Adaptec RAID 3805 8-port SATA and SAS Controller ReviewWed, May 30, 2007 - 12:00 AM
The Adaptec 3805 RAID Controller
Adaptec recently released their line of Unified Serial controllers that allow high end desktops and mid range servers to have enterprise grade storage configurations. In this article we will take a look at the 3805 controller with 128MB of cache. This controller retails for $575 however they can be found for as cheap as $450. What’s really neat about Adapec’s new line is that the cards support both SATA drives and higher end SAS drives. Since 15,000 rpms drives are a little pricey, we will stick with Western Digital 10,000 rpm Raptors for our benchmarks.
Adaptec has a variety of controllers available. For most gamers or multimedia enthusiasts, the 3405 or the 3805 will be more than adequate. Using the higher end controllers primarily buys you the ability to run more drives and have more cache available. The faster processor and added PCIe lanes help distribute load across a wider bus.
The central processor for the card has a simple heatsink mounted on it that gets very hot during operation. Apparently not hot enough to exceed the recommended 45C -55C that Adaptec has designated as the max temperature this card can handle. Getting good airflow not only for the card, but the drives is very important. Passive cooling will typically not suffice for these setups.
This series of Unified Serial Controllers is comprised of five basic models.
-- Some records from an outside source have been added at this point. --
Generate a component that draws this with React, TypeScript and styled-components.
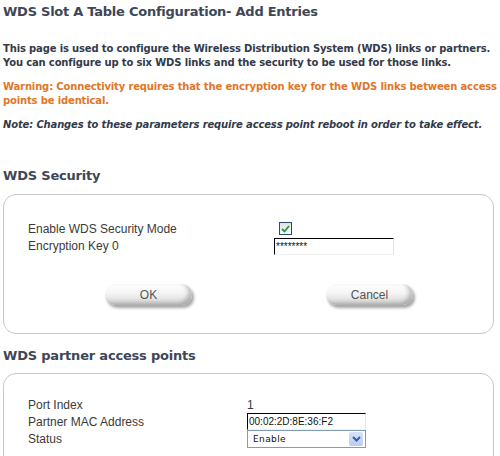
import React from 'react';
import styled, {createGlobalStyle} from 'styled-components';

const GlobalStyle = createGlobalStyle`
  body {
    margin: 0;
    background: #ffffff;
    font-family: "DejaVu Sans", Verdana, sans-serif;
  }
`;

const Page = styled.div`
  width: 500px;
  padding: 3px 0 0 3px;
  box-sizing: border-box;
`;

const Title = styled.h1`
  margin: 0;
  font-family: "DejaVu Sans", sans-serif;
  font-size: 13px;
  font-weight: bold;
  color: #3d4758;
  letter-spacing: -0.25px;
  line-height: 18px;
`;

const Para = styled.p<{tone?: string; italic?: boolean}>`
  margin: 0;
  font-family: "DejaVu Sans", sans-serif;
  font-size: 10px;
  font-weight: bold;
  line-height: 14px;
  letter-spacing: -0.15px;
  color: ${(p) => p.tone || '#333a48'};
  font-style: ${(p) => (p.italic ? 'italic' : 'normal')};
`;

const Intro = styled.div`
  margin-top: 21px;
  display: flex;
  flex-direction: column;
  gap: 10px;
`;

const Heading = styled.h2<{top: number}>`
  margin: ${(p) => p.top}px 0 0 0;
  font-family: "DejaVu Sans", sans-serif;
  font-size: 13px;
  font-weight: bold;
  color: #3d4758;
  line-height: 16px;
  letter-spacing: -0.2px;
`;

const Panel = styled.div<{height: number; top: number}>`
  margin-top: ${(p) => p.top}px;
  width: 491px;
  height: ${(p) => p.height}px;
  box-sizing: border-box;
  border: 1px solid #c8c8c8;
  border-radius: 13px;
  padding: 0 0 0 24px;
`;

const Fields = styled.div<{col: number; top: number}>`
  display: grid;
  grid-template-columns: ${(p) => p.col}px 1fr;
  margin-top: ${(p) => p.top}px;
  align-items: center;
`;

const Label = styled.div<{h: number}>`
  height: ${(p) => p.h}px;
  display: flex;
  align-items: center;
  font-family: "Liberation Sans", Arial, sans-serif;
  font-size: 12px;
  color: #3a3a3a;
`;

const Value = styled.div<{h: number}>`
  height: ${(p) => p.h}px;
  display: flex;
  align-items: center;
  font-family: "Liberation Sans", Arial, sans-serif;
  font-size: 12px;
  color: #3a3a3a;
`;

const Check = styled.span`
  margin-left: 5px;
  width: 11px;
  height: 11px;
  border: 1px solid #2c4a6c;
  background: linear-gradient(#dfe3e8, #f8f9fa);
  display: flex;
  align-items: center;
  justify-content: center;
`;

const TextBox = styled.div<{w: number}>`
  width: ${(p) => p.w}px;
  height: 17px;
  box-sizing: border-box;
  border-top: 1px solid #000;
  border-left: 1px solid #000;
  border-right: 1px solid #e4e4e4;
  border-bottom: 1px solid #f0f0f0;
  font-family: "Liberation Sans", Arial, sans-serif;
  font-size: 10px;
  color: #111;
  display: flex;
  align-items: center;
  padding-left: 1px;
`;

const Select = styled.div`
  width: 119px;
  height: 18px;
  box-sizing: border-box;
  border: 1px solid #7f9db9;
  display: flex;
  align-items: center;
  justify-content: space-between;
  padding: 0 2px 0 5px;
  font-family: "DejaVu Sans", sans-serif;
  font-size: 9px;
  letter-spacing: 0.4px;
  color: #111;
`;

const SelectArrow = styled.span`
  width: 14px;
  height: 14px;
  border-radius: 2px;
  background: linear-gradient(#d6e2fa, #b9cdf3);
  display: flex;
  align-items: center;
  justify-content: center;
`;

const Buttons = styled.div`
  display: flex;
  margin: 29px 0 0 77px;
  gap: 134px;
`;

const PillButton = styled.button`
  width: 87px;
  height: 21px;
  border: none;
  border-radius: 10px;
  background: linear-gradient(to bottom, #ffffff 0%, #f4f4f4 45%, #d4d4d4 100%);
  box-shadow: 2px 3px 3px rgba(0, 0, 0, 0.35), inset -4px -2px 4px rgba(0, 0, 0, 0.22);
  font-family: "Liberation Sans", Arial, sans-serif;
  font-size: 12px;
  color: #555;
  padding: 0;
`;

const App = () => {
  return (
    <Page>
      <GlobalStyle />
      <Title>WDS Slot A Table Configuration- Add Entries</Title>
      <Intro>
        <Para>
          This page is used to configure the Wireless Distribution System (WDS) links or partners.
          <br />
          You can configure up to six WDS links and the security to be used for those links.
        </Para>
        <Para tone="#e0762a">
          Warning: Connectivity requires that the encryption key for the WDS links between access
          <br />
          points be identical.
        </Para>
        <Para italic>Note: Changes to these parameters require access point reboot in order to take effect.</Para>
      </Intro>

      <Heading top={36}>WDS Security</Heading>
      <Panel height={140} top={10}>
        <Fields col={246} top={25}>
          <Label h={17}>Enable WDS Security Mode</Label>
          <Value h={17}>
            <Check>
              <svg width="9" height="8" viewBox="0 0 9 8">
                <path d="M1 4 L3.5 6.5 L8 1" stroke="#2f9a3a" strokeWidth="1.8" fill="none" />
              </svg>
            </Check>
          </Value>
          <Label h={18}>Encryption Key 0</Label>
          <Value h={18}>
            <TextBox w={120}>********</TextBox>
          </Value>
        </Fields>
        <Buttons>
          <PillButton>OK</PillButton>
          <PillButton>Cancel</PillButton>
        </Buttons>
      </Panel>

      <Heading top={14}>WDS partner access points</Heading>
      <Panel height={100} top={9}>
        <Fields col={219} top={23}>
          <Label h={16}>Port Index</Label>
          <Value h={16}>1</Value>
          <Label h={17}>Partner MAC Address</Label>
          <Value h={17}>
            <TextBox w={119}>00:02:2D:8E:36:F2</TextBox>
          </Value>
          <Label h={18}>Status</Label>
          <Value h={18}>
            <Select>
              Enable
              <SelectArrow>
                <svg width="9" height="6" viewBox="0 0 9 6">
                  <path d="M1 1 L4.5 4.5 L8 1" stroke="#3d5fa8" strokeWidth="2" fill="none" />
                </svg>
              </SelectArrow>
            </Select>
          </Value>
        </Fields>
      </Panel>
    </Page>
  );
};

export default App;
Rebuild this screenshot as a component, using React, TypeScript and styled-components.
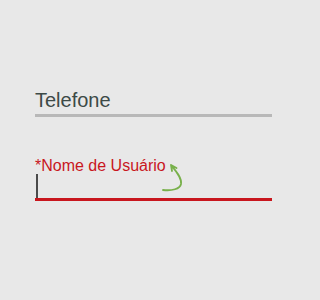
import React from 'react';
import styled, { createGlobalStyle } from 'styled-components';

const GlobalStyle = createGlobalStyle`
  html, body {
    margin: 0;
    padding: 0;
    background: #e8e8e8;
  }
  body {
    font-family: "Liberation Sans", Arial, sans-serif;
  }
`;

const Form = styled.div`
  width: 237px;
  padding: 89px 0 0 35px;
  display: flex;
  flex-direction: column;
  gap: 40px;
`;

const Field = styled.div`
  position: relative;
  display: flex;
  flex-direction: column;
`;

const Label = styled.label<{ $active?: boolean }>`
  display: block;
  font-size: ${(p) => (p.$active ? '16px' : '20px')};
  line-height: ${(p) => (p.$active ? '17px' : '23px')};
  color: ${(p) => (p.$active ? '#c8161d' : '#3d4a47')};
  margin-bottom: ${(p) => (p.$active ? '0' : '2px')};
`;

const InputArea = styled.div`
  height: 24px;
  display: flex;
  align-items: stretch;
`;

const Caret = styled.span`
  width: 2px;
  margin-left: 1px;
  background: #4a4a4a;
`;

const Underline = styled.div<{ $active?: boolean }>`
  height: 3px;
  background: ${(p) => (p.$active ? '#c8161d' : '#b8b8b8')};
`;

const Arrow = styled.svg`
  position: absolute;
  left: 125px;
  top: 4px;
  width: 24px;
  height: 34px;
  overflow: visible;
`;

export default function App() {
  return (
    <>
      <GlobalStyle />
      <Form>
        <Field>
          <Label>Telefone</Label>
          <Underline />
        </Field>
        <Field>
          <Label $active>*Nome de Usuário</Label>
          <InputArea>
            <Caret />
          </InputArea>
          <Underline $active />
          <Arrow viewBox="0 0 24 34">
            <path
              d="M11 4 C16 10, 22 17, 21 23 C20 28, 12 30, 3 29 M11 4 L16.5 7 M11 4 L12 10"
              fill="none"
              stroke="#78b04a"
              strokeWidth="1.8"
              strokeLinecap="round"
              strokeLinejoin="round"
            />
          </Arrow>
        </Field>
      </Form>
    </>
  );
}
The 3805 which we will be evaluating comes with two different cache sizes.
|3405||MD2-Low Profile||4||4-Lane PCIe||Intel 80333 500MHz||128MB|
|3805||MD2-Low Profile||8||4-Lane PCIe||Intel 80333 500MHz||128-256MB|
|3085||MD2-Low Profile||8||8-Lane PCIe||Intel 80333 800MHz||256MB|
|31205||Half Length / Full Height||12||8-Lane PCIe||Intel 80333 800MHz||256MB|
|31605||Half Length / Full Height||16||8-Lane PCIe||Intel 80333 800MHz||256MB|
Motherboards for the last 5 or so years have started to include basic raid support either by way of IDE or SATA. This has allowed consumers to put together cheap raid0 and raid1 configurations to aid with speed or reliability respectively. Some chipsets have even allowed raid5 configurations that help balance both. The problem with these however is that they rarely have cache and are software driven. Hardware driven cards quite simply blow the panties off software driven raid chipsets in terms of CPU consumption, cache performance and complex raid configurations. Linux and even Windows support full software driven raid which can be very inefficient due to the fact that multiple IO streams will be sent across the bus when true raid cards will only send one.
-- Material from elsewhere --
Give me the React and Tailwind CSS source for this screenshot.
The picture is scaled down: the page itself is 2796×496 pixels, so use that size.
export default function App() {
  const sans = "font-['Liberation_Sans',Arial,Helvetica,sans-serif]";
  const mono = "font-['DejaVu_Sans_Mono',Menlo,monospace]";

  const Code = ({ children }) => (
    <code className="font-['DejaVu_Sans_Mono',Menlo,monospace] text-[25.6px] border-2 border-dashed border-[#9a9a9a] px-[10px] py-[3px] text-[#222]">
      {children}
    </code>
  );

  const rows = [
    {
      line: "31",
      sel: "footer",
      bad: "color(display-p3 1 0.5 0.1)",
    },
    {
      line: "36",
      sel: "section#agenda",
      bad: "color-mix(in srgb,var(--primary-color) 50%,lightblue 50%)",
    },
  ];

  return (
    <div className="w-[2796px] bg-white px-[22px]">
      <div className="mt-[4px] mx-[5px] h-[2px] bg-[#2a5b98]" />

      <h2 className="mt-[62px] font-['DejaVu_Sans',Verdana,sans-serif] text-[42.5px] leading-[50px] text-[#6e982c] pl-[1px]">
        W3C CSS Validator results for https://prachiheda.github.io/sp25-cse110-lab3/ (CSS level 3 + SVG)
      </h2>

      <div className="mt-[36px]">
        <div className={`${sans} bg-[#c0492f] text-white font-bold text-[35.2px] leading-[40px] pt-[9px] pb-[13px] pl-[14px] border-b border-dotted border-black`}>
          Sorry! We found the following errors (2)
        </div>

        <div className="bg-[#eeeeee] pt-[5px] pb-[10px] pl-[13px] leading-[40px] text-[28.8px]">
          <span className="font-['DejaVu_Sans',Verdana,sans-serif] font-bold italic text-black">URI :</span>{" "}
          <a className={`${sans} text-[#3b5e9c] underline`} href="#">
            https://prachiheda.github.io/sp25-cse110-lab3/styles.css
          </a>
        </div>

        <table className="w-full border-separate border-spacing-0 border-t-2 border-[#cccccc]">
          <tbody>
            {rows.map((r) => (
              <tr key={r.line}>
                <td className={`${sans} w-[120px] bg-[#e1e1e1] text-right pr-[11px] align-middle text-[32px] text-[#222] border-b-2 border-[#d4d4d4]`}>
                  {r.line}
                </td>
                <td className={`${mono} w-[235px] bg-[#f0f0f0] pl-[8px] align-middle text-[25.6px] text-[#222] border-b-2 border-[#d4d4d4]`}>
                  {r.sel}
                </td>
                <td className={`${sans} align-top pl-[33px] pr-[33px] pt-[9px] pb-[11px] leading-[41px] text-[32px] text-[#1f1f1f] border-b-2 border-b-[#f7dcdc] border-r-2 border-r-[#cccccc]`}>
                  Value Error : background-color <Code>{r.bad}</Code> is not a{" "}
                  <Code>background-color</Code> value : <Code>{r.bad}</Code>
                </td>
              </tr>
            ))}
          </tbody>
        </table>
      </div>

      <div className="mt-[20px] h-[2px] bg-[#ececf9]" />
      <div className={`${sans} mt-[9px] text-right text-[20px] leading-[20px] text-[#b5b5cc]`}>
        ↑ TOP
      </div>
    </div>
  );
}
True hardware controllers like the 3805 have their own bios and management software. Arrays are exported to the operating system as unified devices. For users that run other operating systems, this is a very nice feature since they no longer have to rely on driver versions or bios settings for chipset modes. For those of use that dual boot windows and linux, this can be a nightmare. Hardware raid cards also significantly reduce IO overhead on your CPU and provide their own cache. Advanced models even have a battery tied to the cache so if your power fails, data waiting to be written can be stored in cache and written to the array when the machine restarts. This significantly reduces the chances for a file system error.
This series also support NCQ which can in certain situations increase the rate at which data is written and read by reordering the commands. The BIOs can be updated with patches from Adaptec’s site. As new drives are produced flash is needed at times to properly support various “broken” hard drives (as in manufacturers that do not follow specs or release buggy interfaces).